可以自己修改那里的质量,在kaggle上不能训练,要你自己租卡才跑的动

创建一些特征

def create_features(df, tr_tracking, merge_col="step", use_cols=["x_position", "y_position"]):
    output_cols = []
    df_combo = (
        df.astype({"nfl_player_id_1": "str"})
        .merge(
            tr_tracking.astype({"nfl_player_id": "str"})[
                ["game_play", merge_col, "nfl_player_id",] + use_cols
            ],
            left_on=["game_play", merge_col, "nfl_player_id_1"],
            right_on=["game_play", merge_col, "nfl_player_id"],
            how="left",
        )
        .rename(columns={c: c+"_1" for c in use_cols})
        .drop("nfl_player_id", axis=1)
        .merge(
            tr_tracking.astype({"nfl_player_id": "str"})[
                ["game_play", merge_col, "nfl_player_id"] + use_cols
            ],
            left_on=["game_play", merge_col, "nfl_player_id_2"],
            right_on=["game_play", merge_col, "nfl_player_id"],
            how="left",
        )
        .drop("nfl_player_id", axis=1)
        .rename(columns={c: c+"_2" for c in use_cols})
        .sort_values(["game_play", merge_col, "nfl_player_id_1", "nfl_player_id_2"])
        .reset_index(drop=True)
    )
    output_cols += [c+"_1" for c in use_cols]
    output_cols += [c+"_2" for c in use_cols]
    
    if ("x_position" in use_cols) & ("y_position" in use_cols):
        index = df_combo['x_position_2'].notnull()
        
        distance_arr = np.full(len(index), np.nan)
        tmp_distance_arr = np.sqrt(
            np.square(df_combo.loc[index, "x_position_1"] - df_combo.loc[index, "x_position_2"])
            + np.square(df_combo.loc[index, "y_position_1"]- df_combo.loc[index, "y_position_2"])
        )
        
        distance_arr[index] = tmp_distance_arr
        df_combo['distance'] = distance_arr
        output_cols += ["distance"]
        
    df_combo['G_flug'] = (df_combo['nfl_player_id_2']=="G")
    output_cols += ["G_flug"]
    return df_combo, output_cols


use_cols = [
    'x_position', 'y_position', 'speed', 'distance',
    'direction', 'orientation', 'acceleration', 'sa'
]

train, feature_cols = create_features(labels, train_tracking, use_cols=use_cols)
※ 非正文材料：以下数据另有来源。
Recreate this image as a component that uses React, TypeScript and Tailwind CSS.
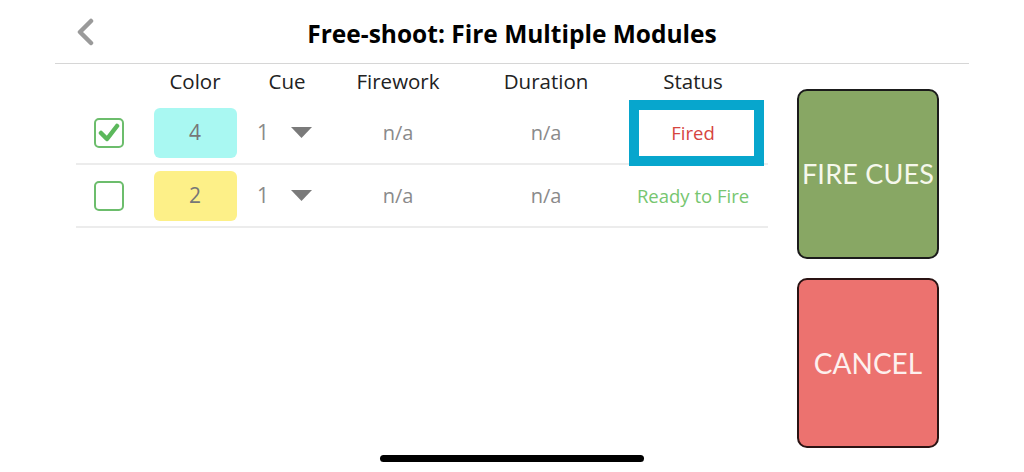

label和train_tracking进行合并,这里的feature_cols后面训练要用到

和视频的频率进行同步,过滤一部分数据

train_filtered = train.query('not distance>2').reset_index(drop=True)
train_filtered['frame'] = (train_filtered['step']/10*59.94+5*59.94).astype('int')+1
train_filtered.head()

视频频率是59.94,而数据集是10,这里将距离过大的pair去除

数据增强

train_aug = A.Compose([
    A.HorizontalFlip(p=0.5),
    A.ShiftScaleRotate(p=0.5),
    A.RandomBrightnessContrast(brightness_limit=(-0.1, 0.1), contrast_limit=(-0.1, 0.1), p=0.5),
    A.Normalize(mean=[0.], std=[1.]),
    ToTensorV2()
])

valid_aug = A.Compose([
    A.Normalize(mean=[0.], std=[1.]),
    ToTensorV2()
])

创建字典

video2helmets = {}
train_helmets_new = train_helmets.set_index('video')
for video in tqdm(train_helmets.video.unique()):
    video2helmets[video] = train_helmets_new.loc[video].reset_index(drop=True)
video2frames = {}

for game_play in tqdm(train_video_metadata.game_play.unique()):
    for view in ['Endzone', 'Sideline']:
        video = game_play + f'_{view}.mp4'
        video2frames[video] = max(list(map(lambda x:int(x.split('_')[-1].split('.')[0]), \
                                           glob.glob(f'../train/frames/{video}*'))))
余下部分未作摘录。